Q4: Also, dropping the term of control regularization makes the policy optimization to be blind towards observation. So the reviewer suspects that the decoupling strategy might succeed easily on single task, and wonders the performance of its generalization ability.

A4: Thank you for raising this important point. We acknowledge that removing the control regularization term may reduce the coupling between the policy and the observation, potentially making the policy less sensitive to camera pose. We briefly mention this concern in Lines 231–233 of our paper.

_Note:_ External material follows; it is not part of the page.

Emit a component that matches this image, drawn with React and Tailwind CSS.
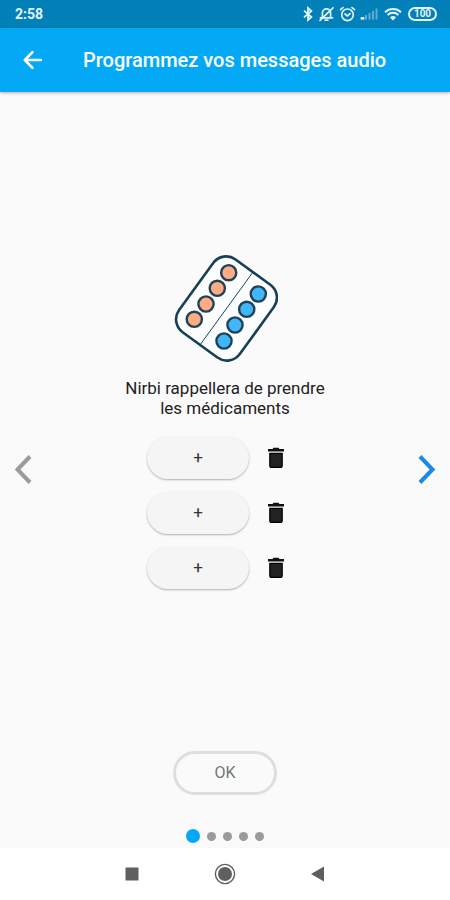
import React, { useState } from "react";

const PAGE_COUNT = 5;

const ORANGE_PILLS = [
  [54.7, 19.7],
  [43.3, 35.3],
  [32, 51],
  [20.3, 66.3],
];

const BLUE_PILLS = [
  [84.3, 41],
  [72.7, 56.3],
  [61, 72],
  [50, 88],
];

/* -------------------- Icons -------------------- */
const BluetoothIcon = () => (
  <svg width="12" height="16" viewBox="0 0 12 16" fill="none" stroke="currentColor" strokeWidth="1.8" aria-hidden="true">
    <path d="M2 4.6 9.4 11 6 14V2l3.4 3L2 11.4" />
  </svg>
);

const MutedBellIcon = () => (
  <svg
    width="17"
    height="16"
    viewBox="0 0 17 16"
    fill="none"
    stroke="currentColor"
    strokeWidth="1.7"
    strokeLinecap="round"
    aria-hidden="true"
  >
    <path d="M2.4 11.8h12.2M4.4 11.4V7a4.1 4.1 0 0 1 8.2 0v4.4M7.2 14.2h2.6" />
    <path d="M2 14.4 15 1.8" />
  </svg>
);

const AlarmIcon = () => (
  <svg
    width="17"
    height="16"
    viewBox="0 0 17 16"
    fill="none"
    stroke="currentColor"
    strokeWidth="1.7"
    strokeLinecap="round"
    aria-hidden="true"
  >
    <circle cx="8.5" cy="8.8" r="5.8" />
    <path d="M1.4 3.6 4 1.6M15.6 3.6 13 1.6M6 8l2.3 2 2.8-2.4" />
  </svg>
);

const SignalIcon = () => (
  <svg width="18" height="14" viewBox="0 0 18 14" fill="currentColor" aria-hidden="true">
    <rect x="0.5" y="10" width="4" height="2.8" rx="1.2" />
    <g opacity="0.4">
      <rect x="5" y="8" width="2" height="4.5" />
      <rect x="8.5" y="6" width="2" height="6.5" />
      <rect x="12" y="4" width="2" height="8.5" />
      <rect x="15.5" y="1.5" width="2" height="11" />
    </g>
  </svg>
);

const WifiIcon = () => (
  <svg width="18" height="14" viewBox="0 0 18 14" fill="none" stroke="currentColor" strokeWidth="2" aria-hidden="true">
    <path d="M1 5.2a11.6 11.6 0 0 1 16 0" />
    <path d="M3.6 8a7.8 7.8 0 0 1 10.8 0" />
    <path d="M6 10.4a4.4 4.4 0 0 1 6 0L9 13.4z" fill="currentColor" stroke="none" />
  </svg>
);

const BackIcon = () => (
  <svg
    width="24"
    height="24"
    viewBox="0 0 24 24"
    fill="none"
    stroke="currentColor"
    strokeWidth="2.6"
    strokeLinecap="round"
    strokeLinejoin="round"
    aria-hidden="true"
  >
    <path d="M20 12H4M11.5 4.2 3.8 12l7.7 7.8" />
  </svg>
);

const Chevron = ({ right = false }) => (
  <svg width="18" height="30" viewBox="0 0 18 30" fill="none" stroke="currentColor" strokeWidth="4" aria-hidden="true">
    <path d={right ? "M2 1.5 14.5 14.5 2 27.5" : "M16 1.5 3.5 14.5 16 27.5"} />
  </svg>
);

const TrashIcon = () => (
  <svg width="18" height="22" viewBox="0 0 18 22" aria-hidden="true">
    <path d="M1 2h4.5l1-1.2h5l1 1.2H17v2.4H1z" fill="#111" />
    <path d="M2.8 6.4h12.4v12a2 2 0 0 1-2 2H4.8a2 2 0 0 1-2-2z" stroke="#000" strokeWidth="1.2" fill="#222" />
  </svg>
);

const BlisterPack = () => (
  <svg width="106" height="110" viewBox="-2 0 106 110" role="img" aria-label="Médicaments">
    <g transform="rotate(36 52.5 55.5)" stroke="#174054">
      <rect x="15" y="10.5" width="75" height="90" rx="16" fill="#fcfdfe" strokeWidth="2.6" />
      <path d="M52.5 10.5v90" strokeWidth="0.9" />
    </g>
    <g stroke="#1f4256" strokeWidth="2.4">
      {ORANGE_PILLS.map(([x, y]) => (
        <circle key={x} cx={x} cy={y} r="7.6" fill="#ffab85" />
      ))}
      {BLUE_PILLS.map(([x, y]) => (
        <circle key={x} cx={x} cy={y} r="7.6" fill="#40b7fb" />
      ))}
    </g>
  </svg>
);

/* -------------------- Bars -------------------- */
const StatusBar = () => (
  <div className="flex h-7 items-center justify-between bg-[#0280b8] pr-[13px] pl-[15px] text-[#e3f3fb]">
    <span className="text-[14px] font-bold">2:58</span>
    <div className="flex items-center gap-1">
      <BluetoothIcon />
      <MutedBellIcon />
      <AlarmIcon />
      <span className="flex items-center gap-[6px]">
        <SignalIcon />
        <WifiIcon />
        <span className="flex h-[14px] w-[29px] items-center justify-center rounded-full border-2 border-current text-[10px] leading-none font-bold">
          100
        </span>
      </span>
    </div>
  </div>
);

const Header = () => (
  <header className="z-10 flex h-16 items-center bg-[#03a9f4] pl-[21px] text-white shadow-[0_1px_3px_rgba(0,0,0,0.3)]">
    <button type="button" aria-label="Retour">
      <BackIcon />
    </button>
    <h1 className="ml-[38px] text-[20px] leading-7 font-medium whitespace-nowrap">
      Programmez vos messages audio
    </h1>
  </header>
);

const SystemNav = () => (
  <nav className="flex h-[52px] items-center justify-center gap-[75px] bg-white text-[#5f5f5f]">
    <button type="button" aria-label="Applications récentes">
      <svg width="14" height="14" viewBox="0 0 14 14" fill="currentColor">
        <rect x="0.5" y="0.5" width="13" height="13" />
      </svg>
    </button>
    <button type="button" aria-label="Accueil">
      <svg width="22" height="22" viewBox="0 0 22 22">
        <circle cx="11" cy="11" r="9.6" fill="none" stroke="currentColor" strokeWidth="1.4" />
        <circle cx="11" cy="11" r="7" fill="currentColor" />
      </svg>
    </button>
    <button type="button" aria-label="Précédent">
      <svg width="14" height="16" viewBox="0 0 14 16" fill="currentColor">
        <path d="M0 8 13 0.5v15z" />
      </svg>
    </button>
  </nav>
);

/* -------------------- Message row -------------------- */
const MessageRow = () => (
  <li className="flex items-center">
    <button
      type="button"
      aria-label="Ajouter un message"
      className="h-[42px] w-[102px] rounded-full bg-[#f5f5f5] text-[17px] text-[#333] shadow-[0_1px_2px_rgba(0,0,0,0.3)]"
    >
      +
    </button>
    <button type="button" aria-label="Supprimer le message" className="flex w-[54px] justify-center">
      <TrashIcon />
    </button>
  </li>
);

export default function App() {
  const [page, setPage] = useState(0);

  const go = (step) =>
    setPage((p) => Math.min(PAGE_COUNT - 1, Math.max(0, p + step)));

  return (
    <div className="flex min-h-screen flex-col bg-[#fafafa] font-['Roboto',sans-serif]">
      <StatusBar />
      <Header />

      <main className="flex flex-1 justify-between px-[14px]">
        <button
          type="button"
          aria-label="Page précédente"
          onClick={() => go(-1)}
          className="self-center text-[#9b9b9b]"
        >
          <Chevron />
        </button>

        <div className="flex flex-col items-center pt-[161px] pb-1">
          <BlisterPack />
          <p className="mt-[15px] text-center text-[17px] leading-5 text-[#222]">
            Nirbi rappellera de prendre
            <br />
            les médicaments
          </p>

          <ul className="mt-[19px] flex flex-col gap-[13px]">
            <MessageRow />
            <MessageRow />
            <MessageRow />
          </ul>

          <button
            type="button"
            className="mt-auto h-11 w-[104px] rounded-full border-3 border-[#dedede] text-[16px] text-[#757575]"
          >
            OK
          </button>

          <div className="mt-[33px] flex h-4 items-center gap-[7px]">
            {Array.from({ length: PAGE_COUNT }, (_, i) => (
              <span
                key={i}
                className={
                  i === page
                    ? "size-[14px] rounded-full bg-[#03a9f4]"
                    : "size-[9px] rounded-full bg-[#9b9b9b]"
                }
              />
            ))}
          </div>
        </div>

        <button
          type="button"
          aria-label="Page suivante"
          onClick={() => go(1)}
          className="self-center text-[#1e88e5]"
        >
          <Chevron right />
        </button>
      </main>

      <SystemNav />
    </div>
  );
}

However, this challenge is not unique to our method—it also arises in widely used techniques like teacher-student distillation (our second class of baselines), which are commonly applied in downstream visual-policy training for robotics tasks [1, 2, 3]. Interestingly, we observe that our method exhibits a degree of camera-awareness in practice: the learned policy often biases locomotion toward more favorable viewing angles—more so than the teacher-student distillation baselines (see Figure 8). While this is an empirical observation, it suggests that decoupling does not eliminate all sensitivity to visual input.

That said, we agree that generalization under partial observability remains a major challenge, and our current method alone may not fully address such cases. As partial observability is a long-standing issue in RL, a full treatment is beyond the current scope of this work, but we appreciate the reviewer’s feedback in helping us clarify this discussion. We see this as a promising direction for future work.

References:

[1] Shang, Wenling, et al. "Reinforcement learning with latent flow." Advances in Neural Information Processing Systems 34 (2021): 22171-22183.

[2] Zhuang, Ziwen, et al. "Robot parkour learning." arXiv preprint arXiv:2309.05665 (2023).

[3] Liu, Minghuan, et al. "Visual whole-body control for legged loco-manipulation." arXiv preprint arXiv:2403.16967 (2024).

[4] Antonio Loquercio, et al.” Learning high-speed flight in the wild”. Science Robotics, 6(59):eabg5810, 2021.

[5] Cheng An-Chieh, et al. "Navila: Legged robot vision-language-action model for navigation." arXiv preprint arXiv:2412.04453 (2024).